George Soros is ready to pay for transition of the Ukrainian militia into a bona fide police force

U.S. billionaire George Soros, whose foundations earlier were a large-scale support of non-government organizations in freedom of speech projects in Ukraine, proposed his assistance to conducting reforms of Ukraine’s law enforcement bodies. Despite this, the drafters of the reform cannot at the moment calculate the necessary amount of money needed for such transformation.

Soros is seeking donors

The Open Society Foundation and the International Renaissance Foundation established by Soros is ready to finance the reform of the militia and Ministry of Internal Affairs of Ukraine (MIA), Chair of the Expert Council on Reform of the MIA Yevhen Zakharov told Capital. He said this issue was discussed at a meeting between Ukraine’s President Petro Poroshenko and Soros last Monday.

Chairman of the Board of the Renaissance Foundation Oleksandr Sushko confirmed the information about the foundation’s readiness to render financial assistance to implement fundamental reforms, in particular, in the law enforcement system. He specified that a donor conference is scheduled to be held on July 19-21 in order to determine the programs, the terms of their implementation and the volume of financing. Prior to that, the expert council will analyze the financial needs of the ministry for implementation of these reforms.

“Potential donors that will ensure technical support for specific changes will be attracted to this project,” Sushko told Capital. While he could not specify the volume of financing, he said: “I believe that it will be comparable to the level of assistance rendered to Georgia for the reform of its interior ministry.” As a reminder, in 2003-2004 the U.S. fully financed the reform of Georgia’s law enforcement system and even created a payroll fund.

In Ukraine an expert council of the Ministry of Internal Affairs, which was created by Minister Arsen Avakov in April, is responsible for preparations to reform. The council was given a deadline to draft such reforms within half a year. At the moment, experts are completing their work on the concept of the development of the Ministry of Internal Affairs and submitted its bill on the police and police operation to the council. The project calls for reformatting the structure of bodies of internal affairs into six forms of police: local, administrative, criminal, financial, border and military. The staff of internal affairs bodies will be cut to 15 individuals per every 10,000 citizens and the management of the local police force will be appointed by deputies of local councils.

Reform on hold

Chair of the Expert Council Yevhen Zakharov said the council has so far only been engaged in analyzing the financial aspect of the reform. He said it was planned that calculations would be made on the basis of the results of a pilot project that should have been launched in the Lviv oblast a month ago. Zakharov said the launch of the project was deferred several times by the HQ of the Ministry of Internal Affairs.

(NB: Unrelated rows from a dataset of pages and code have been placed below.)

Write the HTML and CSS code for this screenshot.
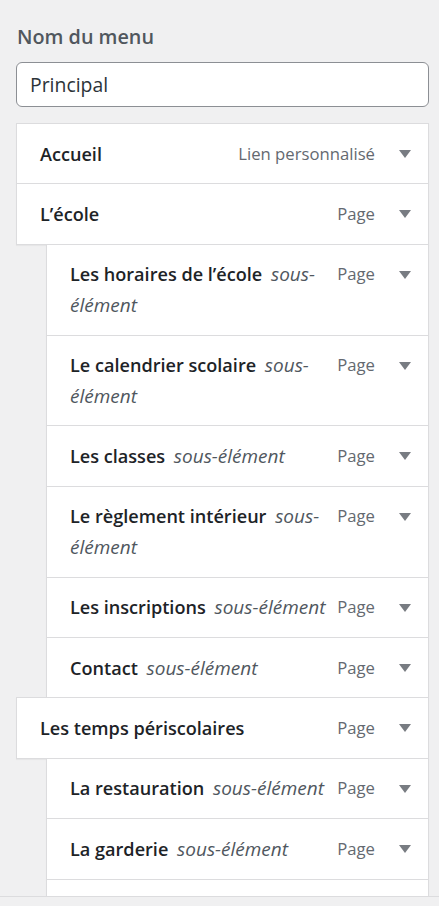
FILE: index.html
```html
<!DOCTYPE html>
<html lang="fr">
<head>
<meta charset="utf-8">
<title>Menu</title>
<link rel="stylesheet" href="styles.css">
</head>
<body>
<div class="panel">
  <label class="label" for="menu-name">Nom du menu</label>
  <input class="name-input" id="menu-name" type="text" value="Principal">
  <ul class="menu">
    <li class="item">
      <span class="title">Accueil</span>
      <span class="controls"><span class="type">Lien personnalisé</span><span class="arrow"></span></span>
    </li>
    <li class="item">
      <span class="title">L’école</span>
      <span class="controls"><span class="type">Page</span><span class="arrow"></span></span>
    </li>
    <li class="item sub">
      <span class="title">Les horaires de l’école <span class="submenu">sous-élément</span></span>
      <span class="controls"><span class="type">Page</span><span class="arrow"></span></span>
    </li>
    <li class="item sub">
      <span class="title">Le calendrier scolaire <span class="submenu">sous-élément</span></span>
      <span class="controls"><span class="type">Page</span><span class="arrow"></span></span>
    </li>
    <li class="item sub">
      <span class="title">Les classes <span class="submenu">sous-élément</span></span>
      <span class="controls"><span class="type">Page</span><span class="arrow"></span></span>
    </li>
    <li class="item sub">
      <span class="title">Le règlement intérieur <span class="submenu">sous-élément</span></span>
      <span class="controls"><span class="type">Page</span><span class="arrow"></span></span>
    </li>
    <li class="item sub">
      <span class="title">Les inscriptions <span class="submenu">sous-élément</span></span>
      <span class="controls"><span class="type">Page</span><span class="arrow"></span></span>
    </li>
    <li class="item sub">
      <span class="title">Contact <span class="submenu">sous-élément</span></span>
      <span class="controls"><span class="type">Page</span><span class="arrow"></span></span>
    </li>
    <li class="item">
      <span class="title">Les temps périscolaires</span>
      <span class="controls"><span class="type">Page</span><span class="arrow"></span></span>
    </li>
    <li class="item sub">
      <span class="title">La restauration <span class="submenu">sous-élément</span></span>
      <span class="controls"><span class="type">Page</span><span class="arrow"></span></span>
    </li>
    <li class="item sub">
      <span class="title">La garderie <span class="submenu">sous-élément</span></span>
      <span class="controls"><span class="type">Page</span><span class="arrow"></span></span>
    </li>
    <li class="item sub empty"></li>
  </ul>
</div>
<div class="footer"></div>
</body>
</html>
```
FILE: styles.css
```css
* { box-sizing: border-box; }
html, body { margin: 0; padding: 0; }
body {
  height: 906px;
  background: #f0f0f1;
  display: flex;
  flex-direction: column;
  overflow: hidden;
  font-family: "Open Sans", "Noto Sans", sans-serif;
  color: #1d2327;
}
.panel {
  flex: 1;
  min-height: 0;
  overflow: hidden;
  padding: 23px 10px 0 16px;
}
.label {
  display: block;
  font-size: 19.8px;
  font-weight: 600;
  line-height: 28px;
  color: #50575e;
  padding-left: 1px;
  margin-bottom: 11px;
}
.name-input {
  display: block;
  width: 100%;
  height: 45px;
  margin: 0 0 16px 0;
  padding: 0 13px;
  border: 1px solid #8c8f94;
  border-radius: 6px;
  background: #fff;
  font-family: "Open Sans", "Noto Sans", sans-serif;
  font-size: 19.4px;
  color: #2c3338;
  outline: none;
}
.menu {
  list-style: none;
  margin: 0;
  padding: 0;
}
.item {
  display: flex;
  align-items: flex-start;
  background: #fff;
  border: 1px solid #dcdcde;
  margin-top: -1px;
  padding: 14.5px 17px 14.5px 23px;
  line-height: 30.4px;
  box-shadow: 0 1px 1px rgba(0, 0, 0, 0.04);
}
.item:first-child { margin-top: 0; }
.sub { margin-left: 30px; }
.empty { min-height: 61px; }
.title {
  flex: 1;
  min-width: 0;
  font-size: 18.1px;
  font-weight: 600;
  color: #1d2327;
}
.submenu {
  margin-left: 4px;
  font-size: 19px;
  font-weight: 400;
  font-style: italic;
  color: #50575e;
}
.controls {
  display: flex;
  align-items: flex-start;
  margin-left: 8px;
  flex: none;
}
.type {
  font-size: 16.7px;
  color: #646970;
  white-space: nowrap;
}
.arrow {
  width: 0;
  height: 0;
  margin: 11.5px 0 0 24px;
  border-left: 6px solid transparent;
  border-right: 6px solid transparent;
  border-top: 8px solid #787c82;
}
.footer {
  flex: none;
  height: 10px;
  border-top: 1px solid #dcdcde;
  background: #f0f0f1;
}
```
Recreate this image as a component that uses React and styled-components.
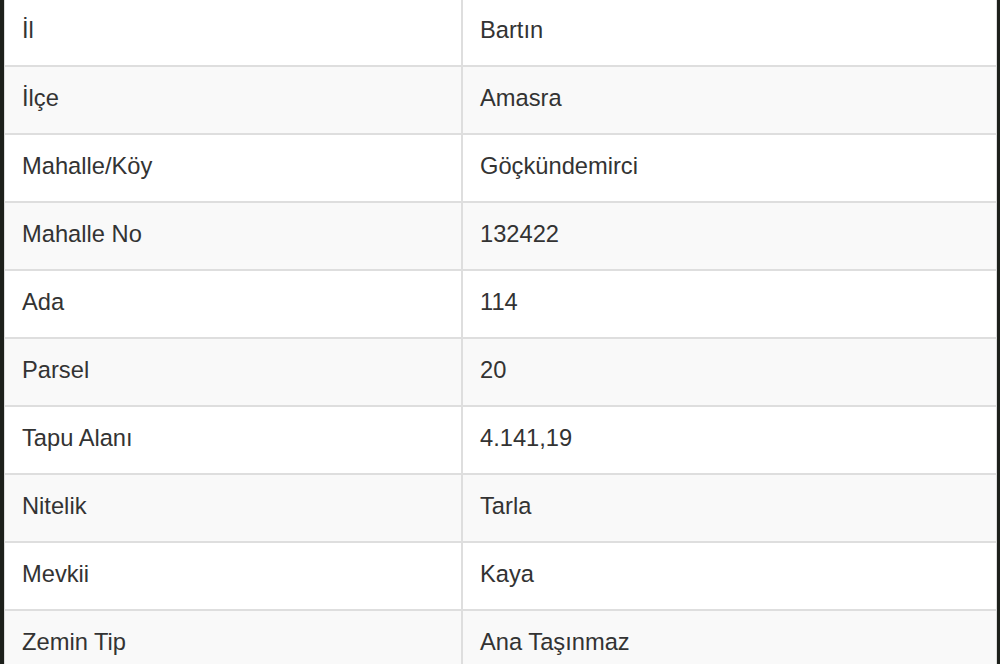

“We will see the results of our proposals following our objective analysis of how much money will be required to conduct all-inclusive reforms based on the example of Lviv,” said Zakharov, who specified that the decree proposed by Azakov obligated the ministry to launch the project by July 7. One of the innovations of the pilot project in the Lviv oblast will be the merger of the patrol service and the Automobile Inspection Department.

One of the drafters of this bill Oleksandr Banchuk told Capital that so far all the drafts of the council are collecting dust in the central body of the MIA. The ministry has not issued its resolution regarding the proposed bill. He also noted that the Government of Canada, USAID and the Council of Europe have expressed their readiness to provide financial assistance for the reform of Ukraine’s Ministry of Internal Affairs.

“The money is ready to be allocated for concrete programs,” said Banchuk. As Capital informed, after the change of government in Ukraine international funds reviewed the priorities of financing programs for the development of civil society in Ukraine, accenting on support of projects in the fight against corruption and the development of local self-government.